Chronology of Significant Flood Events
Cubic Feet per Second (CFS) readings are taken from the Reno USGS gage 10348000
January 9, 2017 - Northern Nevada Flood Event of 2017
The Truckee River in downtown Reno peaked at 12.3 feet at 12:45 a.m. on January 9, 2017. The flood affected many far and wide, across northern Nevada. In one south Reno neighborhood 1,000 residents were voluntarily evacuated.
Tributaries flow into Steamboat Creek and join the Truckee River at Vista Narrows, but these flows can also back up at the confluence creating high inundation in the area.
|Flooding is seen in the Hidden Valley area of Reno and around the Reno/Sparks Southeast Connector project on Wednesday, Jan. 11, 2017
December 31, 2005 - New Year’s Flood of 2005
Also known as the flood of 2006, though the most serious flooding occurred on December 30 – 31, 2005. The storm brought heavy to excessive amounts of precipitation fell on the east slopes from Lake Tahoe east into the Reno metropolitan area. Several gages situated in the mountains and foothills west of Reno and Carson City saw storm totals of 4-6 inches, most of which fell in a 24-hour period.
The Truckee River surpassed its designated flood stage in Reno and at Vista. Flood waters spilled into downtown Reno streets and inundated several businesses in the Sparks industrial area.
|Downtown Reno Nevada Flood 2005 NYE video
January 2, 1997 - The 1997 New Year's Flood
The New Year's floods set new records for peak discharge (flow rate) and maximum stage (water surface height) at several U.S. Geological Survey stream gaging stations along the Truckee River. Although there is dispute over the peak flow rate (USGS lists it at 18,200 cfs, while USACE 23,200 CFS) there no disagreement over the immense destruction the floods caused and at the time was one of the costliest disasters west of the Rockies.
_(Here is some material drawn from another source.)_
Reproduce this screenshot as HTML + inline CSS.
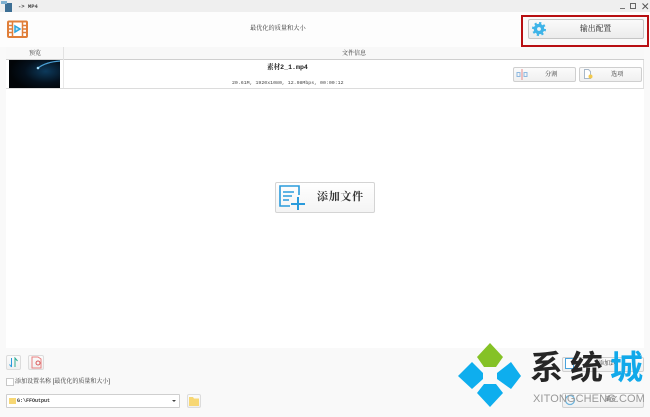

After that flood the city and county worked on important changes necessary to cope with future floods. For Reno the improvements led to lower impacts felt by the 2017 flood and marked significant success of their efforts.
February 17, 1986
The persistent rain and flooding continued unabated and a reminder that floods can cause all sorts of unintended havoc. On Feb. 19, the Truckee River literally exploded. A 12-inch natural gas pipeline underneath the river ruptured near Wadsworth. A plume of escaping gas shot 15 feet into the sky through the muddy torrent. About 42,300 residences and businesses from Fallon to Lake Tahoe were without gas for heating and cooking for more than a week.
December 23, 1964 – The Christmas Flood of 1964
Not the Big Christmas many expected- areas in Oregon, Idaho, California, Washington, and Nevada experienced record-breaking floods caused by three storms between Dec. 19 and Jan. 31.
|1964 Christmas Flood newsreel
February 2, 1963
The Truckee River at Reno crested at 14.4' on February 2, 1963. Heavy precipitation fell for 72 hours. The heavy rainfall quickly filled streams, creeks, and eventually mainstem rivers.
December 23, 1955 - The Christmas Flood of 1955
In one 24-hour period, more than 7 inches of rain fell at the Mt. Rose Highway Station, followed by an additional 4 inches of rain the next day for a 48-hour total of 11.08 inches. After 72 hours the rainfall tally was up to 13.56 inches, which far exceeded any previous records for similar time periods in Nevada. About 6,000 acres were flooded in the Truckee Meadows east of Reno and Sparks. Damages to northern California and northern Nevada were extensive and equivalent to nearly $1 billion today.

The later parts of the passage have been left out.